Der Kläger kann schließlich auch nicht mit seinem Einwand vordringen, die geltend gemachten Aufwendungen seien von ihm auch deshalb getätigt worden, um die Erfolgsaussichten der angestrengten Gerichtsverfahren mit dem Ziel der Übertragung des alleinigen Sorgerechts zu wahren. Nach dem Urteil des BFH vom 4. Dezember 2001 III R 31/00, BStBl. II 2002, 382, 384 können allerdings abweichend von der Grundregel, dass Kosten zur Führung eines Zivilprozesses mangels Zwangsläufigkeit nicht zu außergewöhnlichen Belastungen führen (vgl. BFH, Urteil vom 18. März 2004 III R 24/03, BStBl. II 2004, 726), Kosten eines Prozesses steuermindernd berücksichtigt werden, mit dem ein Steuerpflichtiger sein Umgangsrecht für sein Kind durchzusetzen versucht, wenn ihm der Umgang völlig versagt wird, obwohl er sich ihnen gegenüber nichts hat zu Schulden kommen lassen. Das Gericht hat allerdings Zweifel, ob diese Ausnahme im Streitfall für das Streitjahr 2002 gegeben war, weil der Kläger auch nach seinen eigenen Angaben in nicht unerheblichem Umfang offenbar mit Billigung der Mutter seine Tochter besucht hat.
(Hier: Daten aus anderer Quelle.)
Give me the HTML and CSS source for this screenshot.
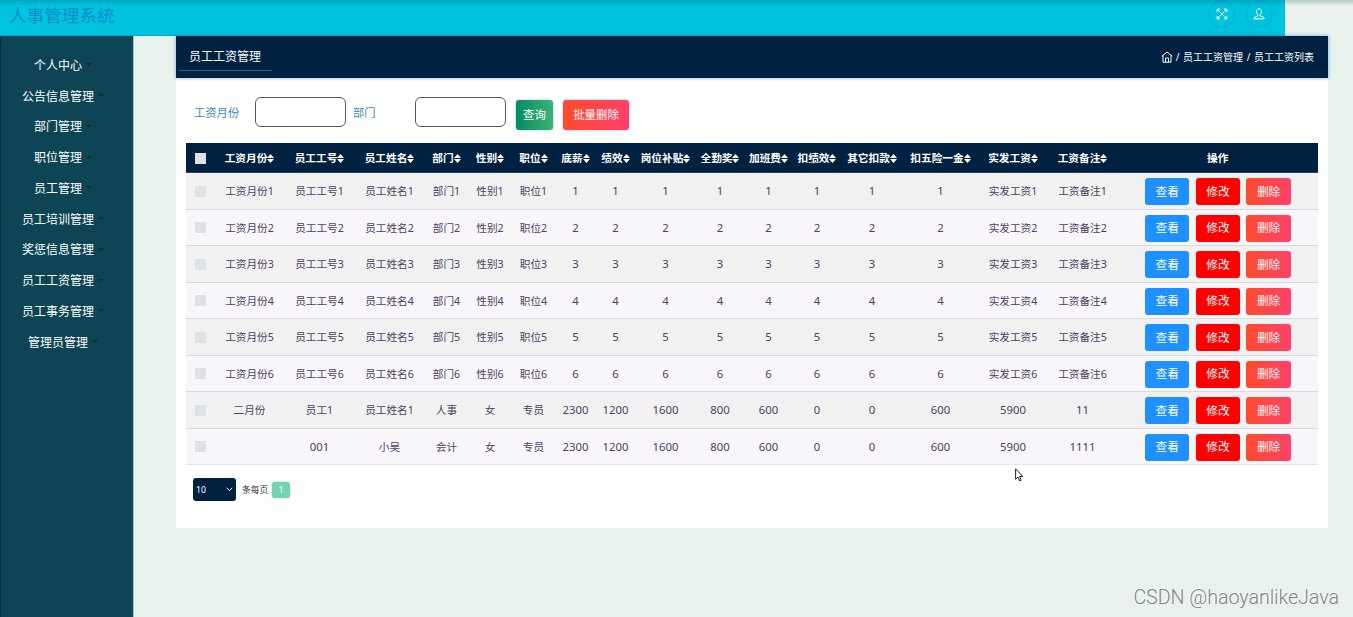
FILE: index.html
```html
<!DOCTYPE html>
<html lang="zh-CN">
<head>
  <meta charset="UTF-8" />
  <meta name="viewport" content="width=device-width, initial-scale=1.0"/>
  <title>人事管理系统</title>
  <link rel="stylesheet" href="styles.css">
</head>
<body>
  <header class="topbar">
    <h1>人事管理系统</h1>
    <div class="topbar-icons">
      <a class="round-btn">
        <svg width="12" height="12" viewBox="0 0 12 12"><path d="M1.5 1.5l9 9M10.5 1.5l-9 9M1.2 4V1.2H4M8 1.2h2.8V4M1.2 8v2.8H4M8 10.8h2.8V8"/></svg>
      </a>
      <a class="round-btn">
        <svg width="12" height="12" viewBox="0 0 12 12"><path d="M6 .8C4.400.8 3.500 2 3.500 3.700c0 1.300.6 2.300 1.400 2.900v1.300L1.500 9.200.8 10.900h10.400l-.7-1.700-3.400-1.300V6.600c.8-.6 1.400-1.600 1.400-2.900C8.500 2 7.600.8 6 .8z"/></svg>
      </a>
    </div>
  </header>

  <div class="wrapper">
    <nav class="sidebar">
      <a>个人中心</a>
      <a>公告信息管理</a>
      <a>部门管理</a>
      <a>职位管理</a>
      <a>员工管理</a>
      <a>员工培训管理</a>
      <a>奖惩信息管理</a>
      <a>员工工资管理</a>
      <a>员工事务管理</a>
      <a>管理员管理</a>
    </nav>

    <main class="content">
      <div class="page-title">
        <h3>员工工资管理</h3>
        <div class="breadcrumb">
          <svg width="12" height="12" viewBox="0 0 12 12"><path d="M.8 5.200L6 1l5.200 4.200M2 4.500v6.700h8V4.500M4.500 11V7h3v4"/></svg>
          <span>/ 员工工资管理 / 员工工资列表</span>
        </div>
      </div>

      <div class="search">
        <label class="label-month" for="month">工资月份</label>
        <input type="text" id="month" />
        <label class="label-dept" for="dept">部门</label>
        <input type="text" id="dept" />
        <button class="btn-search">查询</button>
        <button class="btn-batch">批量删除</button>
      </div>

      <table>
        <colgroup>
          <col class="w28"><col class="w70"><col class="w70"><col class="w70">
          <col class="w44"><col class="w43"><col class="w44"><col class="w40"><col class="w40">
          <col class="w60"><col class="w49"><col class="w48"><col class="w49"><col class="w61">
          <col class="w76"><col class="w69"><col class="w70"><col>
        </colgroup>
        <thead>
          <tr id="tableHead"></tr>
        </thead>
        <tbody id="tableBody">
          <!-- Rows via JS -->
        </tbody>
      </table>

      <div class="pager">
        <div class="page-size">10
          <svg width="7" height="5" viewBox="0 0 7 5"><path d="M.7.8l2.800 2.800L6.300.8"/></svg>
        </div>
        <span>条每页</span>
        <a class="page-num">1</a>
      </div>
    </main>
  </div>

  <svg class="cursor" width="9" height="14" viewBox="0 0 9 14"><path d="M.6.8v10.400l2.300-2.100 1.700 3.800 1.600-.7-1.700-3.700h3.200z"/></svg>
  <div class="watermark">CSDN @haoyanlikeJava</div>

  <script>
    const columns = ["工资月份", "员工工号", "员工姓名", "部门", "性别", "职位", "底薪", "绩效",
      "岗位补贴", "全勤奖", "加班费", "扣绩效", "其它扣款", "扣五险一金", "实发工资", "工资备注"];

    const rows = [];
    for (let i = 1; i <= 6; i++) {
      rows.push(["工资月份" + i, "员工工号" + i, "员工姓名" + i, "部门" + i, "性别" + i, "职位" + i,
        i, i, i, i, i, i, i, i, "实发工资" + i, "工资备注" + i]);
    }
    rows.push(["二月份", "员工1", "员工姓名1", "人事", "女", "专员", 2300, 1200, 1600, 800, 600, 0, 0, 600, 5900, 11]);
    rows.push(["", "001", "小吴", "会计", "女", "专员", 2300, 1200, 1600, 800, 600, 0, 0, 600, 5900, 1111]);

    const sortIcon = '<svg class="sort" width="7" height="9" viewBox="0 0 7 9"><path d="M3.500 0L7 4H0zM3.500 9L7 5H0z"/></svg>';
    const checkbox = '<span class="checkbox"></span>';

    document.getElementById("tableHead").innerHTML =
      `<th>${checkbox}</th>` + columns.map(c => `<th>${c}${sortIcon}</th>`).join("") + "<th>操作</th>";

    document.getElementById("tableBody").innerHTML = rows.map(row => {
      const cells = row.map(v => `<td${/^\d+$/.test(v) ? ' class="num"' : ""}>${v}</td>`).join("");
      return `<tr><td>${checkbox}</td>${cells}<td><div class="actions">
        <button class="view">查看</button><button class="edit">修改</button><button class="del">删除</button>
      </div></td></tr>`;
    }).join("");
  </script>
</body>
</html>
```
FILE: styles.css
```css
* {
  box-sizing: border-box;
}

body {
  margin: 0;
  height: 617px;
  overflow: hidden;
  background: #e8f1ec;
  font-family: "Noto Sans", "Noto Sans CJK SC", sans-serif;
  font-size: 10.67px;
}

/* shadow along the top of the window */
body::before {
  content: "";
  position: absolute;
  top: 0;
  left: 0;
  width: 100%;
  height: 6px;
  background: linear-gradient(rgba(0, 60, 70, 0.22), transparent);
}

svg {
  fill: none;
  stroke: #fff;
}

.topbar {
  display: flex;
  justify-content: space-between;
  width: 1285px;
  height: 36px;
  padding: 0 14px 0 9px;
  background: #00c4df;
  border-bottom: 1px solid #12a5bb;
}

.topbar h1 {
  margin: 0;
  font-size: 17.6px;
  font-weight: 400;
  line-height: 30px;
  color: #0a8acb;
}

.topbar-icons {
  display: flex;
  gap: 13px;
  padding-top: 2px;
}

.round-btn {
  display: flex;
  align-items: center;
  justify-content: center;
  width: 24px;
  height: 24px;
  border-radius: 50%;
  box-shadow: 0 0 3px rgba(0, 80, 110, 0.4);
}

.wrapper {
  display: flex;
  height: 581px;
}

.sidebar {
  width: 134px;
  padding: 13.4px 8px 0 0;
  background: #0d4555;
  border-left: 1px solid #093440;
  border-right: 1px solid #a5c5cb;
}

.sidebar a {
  display: flex;
  align-items: center;
  justify-content: center;
  height: 30.75px;
  font-size: 12px;
  color: #fff;
}

.sidebar a::after {
  content: "";
  margin-left: 4px;
  border: 3px solid transparent;
  border-top-color: #0a3039;
  border-bottom: 0;
}

.content {
  width: 1152px;
  height: 492px;
  margin-left: 42px;
  background: #fff;
}

.page-title {
  display: flex;
  justify-content: space-between;
  height: 42px;
  padding: 0 14px 0 3px;
  background: #002140;
  box-shadow: 0 0 4px rgba(30, 120, 220, 0.6);
  color: #fff;
}

.page-title h3 {
  width: 93px;
  height: 35px;
  margin: 0;
  padding-left: 10px;
  border-bottom: 1px solid #17639f;
  font-size: 12px;
  font-weight: normal;
  line-height: 41px;
}

.breadcrumb {
  display: flex;
  align-items: center;
  gap: 3px;
  height: 41px;
  font-size: 10px;
  word-spacing: 1px;
}

.search {
  display: flex;
  height: 65px;
  padding: 19px 0 0 18px;
  font-size: 11.3px;
  color: #3f87b5;
}

.search label {
  line-height: 31px;
}

.label-month {
  width: 61px;
}

.label-dept {
  width: 62px;
  margin-left: 7px;
}

.search input {
  width: 91px;
  height: 30px;
  border: 1px solid #555;
  border-radius: 6px;
  background: #fff;
}

button {
  padding: 0;
  border: none;
  border-radius: 3px;
  font-family: inherit;
  line-height: 1;
  color: #fff;
}

.search button {
  height: 30px;
  margin-top: 3px;
  font-size: 11.4px;
  box-shadow: 0 0 3px rgba(40, 130, 230, 0.5);
}

.btn-search {
  width: 37px;
  margin-left: 10px;
  background: linear-gradient(90deg, #068a66, #3cb371);
}

.btn-batch {
  width: 66px;
  margin-left: 10px;
  background: linear-gradient(90deg, #ff4b2b, #ff416c);
}

table {
  width: 1132px;
  margin-left: 10px;
  border-collapse: separate;
  border-spacing: 0;
  table-layout: fixed;
  text-align: center;
}

.w28 { width: 28.5px; }
.w40 { width: 40px; }
.w43 { width: 43px; }
.w44 { width: 44px; }
.w48 { width: 48px; }
.w49 { width: 49px; }
.w60 { width: 60px; }
.w61 { width: 61px; }
.w69 { width: 69px; }
.w70 { width: 70px; }
.w76 { width: 76px; }

th, td {
  padding: 0;
  white-space: nowrap;
}

th {
  height: 30px;
  background: #002140;
  border-bottom: 1px solid #26425c;
  color: #fff;
}

td {
  height: 36.5px;
  background: #f8f6fa;
  border-bottom: 1px solid #d9d8dc;
  color: #4b4260;
}

tbody tr:nth-child(odd) td {
  background: #f1f1f1;
}

tbody tr:last-child td {
  border-bottom-color: #e6e5e8;
}

.num {
  font-size: 11.3px;
}

.sort {
  vertical-align: -1px;
  fill: #fff;
  stroke: none;
}

.checkbox {
  display: block;
  width: 11px;
  height: 11px;
  margin: 1px auto 0;
  background: #dee2e6;
}

th .checkbox {
  position: relative;
  left: 0.5px;
}

.actions {
  display: flex;
  gap: 6.3px;
  padding: 2px 0 0 27.5px;
}

.actions button {
  width: 44.4px;
  height: 27px;
  font-size: 11.7px;
}

.view {
  background: #1e90ff;
}

.edit {
  background: #f00;
}

.del {
  background: linear-gradient(90deg, #ff4b2b, #ff416c);
}

.pager {
  display: flex;
  align-items: center;
  padding: 13px 0 0 17px;
  font-size: 8.7px;
  color: #333;
}

.page-size {
  display: flex;
  align-items: center;
  justify-content: space-between;
  width: 43px;
  height: 23px;
  margin-right: 6px;
  padding: 0 3px;
  border-radius: 3px;
  background: #002140;
  color: #fff;
}

.page-num {
  width: 18px;
  height: 16px;
  margin-left: 4px;
  border-radius: 3px;
  background: #74d3b0;
  box-shadow: 0 0 2px rgba(40, 130, 200, 0.5);
  line-height: 16px;
  text-align: center;
  color: #fff;
}

.cursor {
  position: absolute;
  left: 1015px;
  top: 468px;
  fill: #fff;
  stroke: #222;
}

.watermark {
  position: absolute;
  right: 14px;
  bottom: 8px;
  font-family: Roboto, sans-serif;
  font-size: 19.6px;
  font-weight: 300;
  color: #7d8381;
  text-shadow: -1px -1px 0 #fff;
}
```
Selbst wenn aber ein solcher Ausnahmefall gegeben wäre, wären nur die mit dem Prozess verbundenen unmittelbar und unvermeidbar entstehenden Kosten, also die Gerichts- und ggf. Anwaltskosten zu berücksichtigen, nicht dagegen andere Kosten, die im Vorfeld oder während des Prozesses entstanden sind (BFH, Urteil vom 21. Februar 1992 III R 88/90, BStBl. II 1992, 795, 796). Die Aufwendungen des Klägers zur Aufrechterhaltung seines Umgangs mit seiner Tochter stehen - wenn überhaupt - nur in einem solchen mittelbaren Zusammenhang mit der Durchsetzung seines Sorgerechts gegenüber der Kindesmutter und sind deshalb nicht außergewöhnlich (BFH, Urteil vom 27. September 2007 III R 41/04, [...] Rdnr. 25).

31

Unter Berücksichtigung der dargestellten Erwägungen können auch die vom Kläger geltend gemachten Aufwendungen für das in seiner Wohnung eingerichtete Kinderzimmer und die Gebühren für den Kindergarten, soweit mit ihnen Sachleistungen abgegolten worden sind, nicht als außergewöhnliche Belastungen anerkannt werden. Sie betreffen Kosten, die auch dann angefallen wären, wenn das Kind im Haushalt des Klägers gelebt hätte, und sind deshalb ihrer Art nach durch den Familienlastenausgleich abgegolten (BFH, Beschluss vom 30. März 2004 III S 16/03 [PKH], BFH/NV 2004, 738 = [...] Rdnr. 26).

32

Die Kostenentscheidung beruht auf § 135 Abs. 1 Finanzgerichtsordnung (FGO).

33

Die Revision war nach § 115 Abs. 2 Nr. 1 FGO nicht zuzulassen. Die entscheidende Streitfrage, ob Kosten eines Steuerpflichtigen zur Wahrung eines von ihm getrennt lebenden minderjährigen Kindes als außergewöhnliche Belastung zu berücksichtigen ist, ist vor dem Hintergrund der ständigen Rechtsprechung des BFH zu diesem Fragenkomplex nicht mehr klärungsbedürftig. Dies gilt umso mehr, als die gegen das Urteil desBFH vom 27. September 2007 III R 41/04 erhobene Verfassungsbeschwerde vom Bundesverfassungsgericht nicht zur Entscheidung angenommen worden ist (Beschluss vom 22. Oktober 2009 2 BvR 1520/08).